SAN FRANCISCO - (INT) - During the latest drought, the pace of well drilling increased as farmers and communities sought new sources of water. As water tables dropped, more than 3,500 domestic wells went dry.
A study by the the Public Policy Institute of California (PPIC) found in contrast to surface water, groundwater use has largely been unregulated under California law until recently. Many basins have experienced long-term overdraft, and 21 of the state’s 515 basins are now considered "critically overdrafted.”
Making matters worse, in many rural areas, nitrate—produced by nitrogen fertilizer and manure—is polluting local drinking water supplies. In some urban areas, basins are contaminated by industrial chemicals. Salt accumulation in inland basins and salt water intrusion in some coastal groundwater basins can damage crops and contaminate drinking water supplies.
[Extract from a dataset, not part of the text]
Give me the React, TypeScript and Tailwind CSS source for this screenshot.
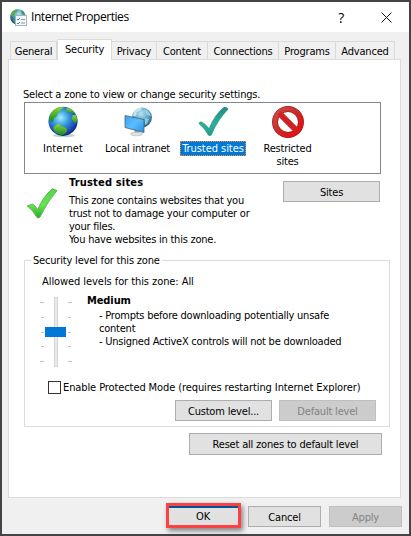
import type { ReactNode } from "react";
import clsx from "clsx";

const tabs = [
  { label: "General", width: "w-[47px]" },
  { label: "Security", width: "w-[55px]", active: true },
  { label: "Privacy", width: "w-[45px]" },
  { label: "Content", width: "w-[51px]" },
  { label: "Connections", width: "w-[71px]" },
  { label: "Programs", width: "w-[57px]" },
  { label: "Advanced", width: "w-[59px]" },
];

const ticks = ["w-1", "w-[3px]", "w-[3px]", "w-[3px]", "w-1"];

function TitleIcon() {
  return (
    <svg width="17" height="17" viewBox="0 0 17 17">
      <defs>
        <radialGradient id="title-globe" cx="55%" cy="30%" r="65%">
          <stop offset="0" stopColor="#b9e6f5" />
          <stop offset="0.5" stopColor="#4aa0d0" />
          <stop offset="1" stopColor="#17448c" />
        </radialGradient>
      </defs>
      <circle cx="8" cy="8" r="7.8" fill="url(#title-globe)" />
      <path d="M1 5C2 2 5 0 8 .5L7 3 5 4 4 7 2 8Z" fill="#5cae3f" />
      <path d="M11 1l3 2 1 3-3-1Z" fill="#3f9c4e" />
      <path d="M3 10l4 1 0 4-3-1Z" fill="#4b9b3c" />
      <rect x="5.5" y="6.5" width="11" height="10" fill="#f4f6f8" stroke="#a9b3bb" />
      <path d="M7 10l1 1 2-2M7 14l1 1 2-2" stroke="#3d86b8" fill="none" />
      <path d="M11 10.5h4M11 14h4" stroke="#8b98a6" />
    </svg>
  );
}

function GlobeIcon() {
  return (
    <svg width="32" height="32" viewBox="0 0 32 32">
      <defs>
        <radialGradient id="globe" cx="42%" cy="38%" r="65%">
          <stop offset="0" stopColor="#a6ecff" />
          <stop offset="0.4" stopColor="#3a9fe0" />
          <stop offset="0.75" stopColor="#1f53c0" />
          <stop offset="1" stopColor="#101f78" />
        </radialGradient>
        <linearGradient id="land" x1="0" y1="0" x2="0" y2="1">
          <stop offset="0" stopColor="#8ed634" />
          <stop offset="1" stopColor="#148a24" />
        </linearGradient>
      </defs>
      <ellipse cx="17" cy="29.5" rx="11" ry="1.8" fill="#c9ced3" />
      <circle cx="16" cy="15.3" r="14.6" fill="url(#globe)" />
      <path d="M3 9C5 4 10 1 15 .9l2 1-3 1-1 3-2 1-1 3-3 2-1 4-3-1-1-2Z" fill="url(#land)" />
      <path d="M20 2l4 1 3 3-1 2-3-2-2 1-2-2Z" fill="url(#land)" />
      <path d="M26 9l3 0 1.5 5-2 4-2-3-2-2Z" fill="url(#land)" />
      <path d="M9 19C11 17 13 18 14 20L19 22Q21 24 19 27L16 29Q11 29 8 26L6 22Z" fill="url(#land)" />
    </svg>
  );
}

function IntranetIcon() {
  return (
    <svg width="32" height="32" viewBox="0 0 32 32">
      <defs>
        <radialGradient id="intranet-globe" cx="45%" cy="30%" r="70%">
          <stop offset="0" stopColor="#b9e4f3" />
          <stop offset="0.55" stopColor="#5ba6c8" />
          <stop offset="1" stopColor="#1f5c88" />
        </radialGradient>
        <linearGradient id="screen" x1="0" y1="0" x2="1" y2="1">
          <stop offset="0" stopColor="#35a3f3" />
          <stop offset="0.5" stopColor="#5cbcff" />
          <stop offset="1" stopColor="#1e91e8" />
        </linearGradient>
      </defs>
      <circle cx="20" cy="11.5" r="10" fill="url(#intranet-globe)" />
      <path d="M12 5l4-3 4 0-2 3-3 1-1 4h-3Z" fill="#c7e2e9" />
      <path d="M22 3l4 2 3 5-4-1-2-3Z" fill="#9ccddd" />
      <path d="M23 12l4 1-2 5-2 1Z" fill="#8ec3d5" />
      <path d="M12 23l5 2v3h-4Z" fill="#9ba7ae" />
      <ellipse cx="14.5" cy="28" rx="6" ry="1.8" fill="#dfe4e7" stroke="#a7b0b6" strokeWidth=".6" />
      <path d="M3 9.5l19 4v13L3 21.5Z" fill="url(#screen)" stroke="#52606b" strokeWidth=".8" />
    </svg>
  );
}

function TrustedIcon() {
  return (
    <svg width="32" height="32" viewBox="0 0 32 32">
      <defs>
        <linearGradient id="teal-check" x1="0" y1="0" x2="0" y2="1">
          <stop offset="0" stopColor="#258b84" />
          <stop offset="0.6" stopColor="#31ae97" />
          <stop offset="1" stopColor="#25998a" />
        </linearGradient>
      </defs>
      <path
        d="M1.5 17.5Q2.5 15 5 15.7Q8.5 17.5 12 22Q17 9 26.5 1.2Q30 .5 31.5 3Q21 14 14.5 29.3Q12.5 30.8 11 29Q7 22 1.5 17.5Z"
        fill="url(#teal-check)"
      />
    </svg>
  );
}

function RestrictedIcon() {
  return (
    <svg width="32" height="32" viewBox="0 0 32 32">
      <defs>
        <linearGradient id="ring" x1="0" y1="0" x2="1" y2="1">
          <stop offset="0" stopColor="#cf4b4b" />
          <stop offset="0.5" stopColor="#c92a2a" />
          <stop offset="1" stopColor="#ee0808" />
        </linearGradient>
      </defs>
      <circle cx="16" cy="16" r="13" fill="#fff" stroke="#a81e1e" strokeWidth="6" />
      <path d="M7 7l18 18" stroke="#b32020" strokeWidth="6" />
      <circle cx="16" cy="16" r="13" fill="none" stroke="url(#ring)" strokeWidth="4.6" />
      <path d="M7 7l18 18" stroke="#d02222" strokeWidth="4.6" />
    </svg>
  );
}

function GreenCheck() {
  return (
    <svg width="32" height="32" viewBox="0 0 32 32">
      <defs>
        <linearGradient id="green-check" x1="0" y1="0" x2="0" y2="1">
          <stop offset="0" stopColor="#4bd944" />
          <stop offset="0.55" stopColor="#68e452" />
          <stop offset="1" stopColor="#20b01c" />
        </linearGradient>
      </defs>
      <path
        d="M1.2 18L6.5 16Q9.5 18 11.8 21.5Q17 8.5 26.5 .8L31 2.6Q21 14 14 29L12 30.2L10.5 28.8Q7 22 1.2 18Z"
        fill="url(#green-check)"
        stroke="#5da655"
        strokeWidth=".9"
        strokeLinejoin="round"
      />
    </svg>
  );
}

function Button({
  children,
  className,
  disabled,
}: {
  children: ReactNode;
  className?: string;
  disabled?: boolean;
}) {
  return (
    <button
      disabled={disabled}
      className={clsx(
        "flex shrink-0 items-center justify-center border pt-px whitespace-nowrap",
        disabled ? "border-[#bfbfbf] bg-[#cccccc] text-[#838383]" : "border-[#adadad] bg-[#e1e1e1]",
        className
      )}
    >
      {children}
    </button>
  );
}

function Zone({ icon, children, className }: { icon: ReactNode; children: ReactNode; className?: string }) {
  return (
    <div className={clsx("flex shrink-0 flex-col items-center text-center", className)}>
      {icon}
      {children}
    </div>
  );
}

export default function App() {
  return (
    <div className="flex h-[536px] w-[411px] flex-col border-2 border-[#444446] bg-[#f0f0f0] font-['DejaVu_Sans_Condensed','DejaVu_Sans',sans-serif] text-[11px] leading-[13px] tracking-[-0.19px] text-black [font-stretch:condensed]">
      {/* Title bar */}
      <header className="flex h-[30px] shrink-0 items-center bg-white pl-[8px] font-['Open_Sans',sans-serif] [font-stretch:normal]">
        <TitleIcon />
        <h1 className="ml-1 text-[12px] leading-4 tracking-[-0.45px]">Internet Properties</h1>
        <span className="ml-auto text-[14px]">?</span>
        <svg className="mr-[17px] ml-[37px]" width="11" height="11" viewBox="0 0 11 11">
          <path d="M.5.5l10 10M10.5.5l-10 10" stroke="#111" />
        </svg>
      </header>

      {/* Tabs */}
      <nav className="mt-[7px] flex h-5 shrink-0 items-end pl-2">
        {tabs.map((tab) => (
          <div
            key={tab.label}
            className={clsx(
              "flex shrink-0 justify-center border-[#dadada] whitespace-nowrap",
              tab.width,
              tab.active
                ? "relative z-10 -mb-px h-[21px] border-x border-t bg-white pt-[3px]"
                : "h-[18px] border-t border-r pt-[3px] first:border-l"
            )}
          >
            {tab.label}
          </div>
        ))}
      </nav>

      <main className="ml-[6px] h-[439px] w-[393px] shrink-0 border border-[#dcdcdc] bg-white pt-[28px] pl-[15px]">
        <p className="ml-[-1px] h-[14px] whitespace-nowrap">Select a zone to view or change security settings.</p>

        <div className="flex h-[72px] w-[357px] border border-[#828790] pt-[3px]">
          <Zone icon={<GlobeIcon />} className="w-[76px]">
            <span className="mt-[4px] tracking-[0.1px]">Internet</span>
          </Zone>
          <Zone icon={<IntranetIcon />} className="ml-px w-[71px]">
            <span className="mt-[4px] tracking-[-0.22px] whitespace-nowrap">Local intranet</span>
          </Zone>
          <Zone icon={<TrustedIcon />} className="ml-[7px] w-[66px]">
            <span className="mt-[3px] w-[66px] border border-dotted border-[#ff8728] bg-[#0078d7] tracking-[-0.05px] whitespace-nowrap text-white">
              Trusted sites
            </span>
          </Zone>
          <Zone icon={<RestrictedIcon />} className="ml-3 w-[60px]">
            <span className="mt-[4px] pr-px">Restricted sites</span>
          </Zone>
        </div>

        <div className="flex h-[80px]">
          <div className="mt-[14px] ml-[2px]">
            <GreenCheck />
          </div>
          <div className="mt-[2px] ml-[11px] w-[190px] whitespace-nowrap">
            <h2 className="font-bold tracking-[0.18px]">Trusted sites</h2>
            <p className="mt-[5px] tracking-[-0.23px]">
              This zone contains websites that you
              <br />
              trust not to damage your computer or
              <br />
              your files.
              <br />
              You have websites in this zone.
            </p>
          </div>
          <Button className="mt-[7px] ml-6 h-[21px] w-[97px]">Sites</Button>
        </div>

        <fieldset className="h-[173px] w-[366px] border border-[#dcdcdc]">
          <legend className="ml-[6px] px-[2px]">Security level for this zone</legend>
          <p className="mt-[8px] ml-[17px] tracking-[-0.07px]">Allowed levels for this zone: All</p>
          <div className="flex">
            <div className="mt-[9px] ml-[15px] flex h-[73px] w-8 justify-between">
              <div className="mt-[5px] flex h-[60px] w-1 flex-col items-end justify-between">
                {ticks.map((width, i) => (
                  <i key={i} className={clsx("h-px bg-[#c4c4c4]", width)} />
                ))}
              </div>
              <div className="relative h-[70px] w-1 border border-[#d6d6d6] bg-[#e7eaea]">
                <div className="absolute top-[29px] left-[-10px] h-[10px] w-[21px] bg-[#0078d7]" />
              </div>
              <div className="mt-[5px] flex h-[60px] w-1 flex-col justify-between">
                {ticks.map((width, i) => (
                  <i key={i} className={clsx("h-px bg-[#c4c4c4]", width)} />
                ))}
              </div>
            </div>
            <div className="mt-[6px] ml-[15px] whitespace-nowrap">
              <h3 className="font-bold tracking-[-0.1px]">Medium</h3>
              <p className="mt-[2px] ml-3 tracking-[-0.23px]">
                - Prompts before downloading potentially unsafe
                <br />
                content
                <br />- Unsigned ActiveX controls will not be downloaded
              </p>
            </div>
          </div>
          <label className="mt-[11px] ml-[23px] flex items-center tracking-[-0.1px] whitespace-nowrap">
            <i className="mr-[2px] size-[13px] shrink-0 border border-[#333]" />
            Enable Protected Mode (requires restarting Internet Explorer)
          </label>
          <div className="mt-[6px] ml-[150px] flex gap-[7px]">
            <Button className="h-[21px] w-[97px]">Custom level...</Button>
            <Button className="h-[21px] w-[97px]" disabled>
              Default level
            </Button>
          </div>
        </fieldset>

        <Button className="mt-[6px] ml-[165px] h-[22px] w-[193px]">Reset all zones to default level</Button>
      </main>

      <footer className="mt-[5px] flex pl-[164px]">
        <div className="h-[25px] w-[75px] border-3 border-[#fb4141] shadow-[2px_3px_5px_rgba(0,0,0,0.45)]">
          <button className="flex h-full w-full items-center justify-center border-t-2 border-[#005499] bg-[#e1e1e1] pr-px">
            OK
          </button>
        </div>
        <Button className="mt-[3px] ml-[7px] h-[21px] w-[73px]">Cancel</Button>
        <Button className="mt-[3px] ml-2 h-[21px] w-[73px]" disabled>
          Apply
        </Button>
      </footer>
    </div>
  );
}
The state’s 2014 Sustainable Groundwater Management Act gives local agencies the tools and authority they need to develop and implement plans that will bring their basins into balance. The most stressed basins have until 2020 to adopt plans to achieve groundwater sustainability over a 20-year period, the PPIC said.
About 85% of Californians depend on groundwater for some portion of their water supply. Some communities rely entirely on groundwater for drinking water, and it is a critical resource for many farmers in the Central Valley and Central Coast.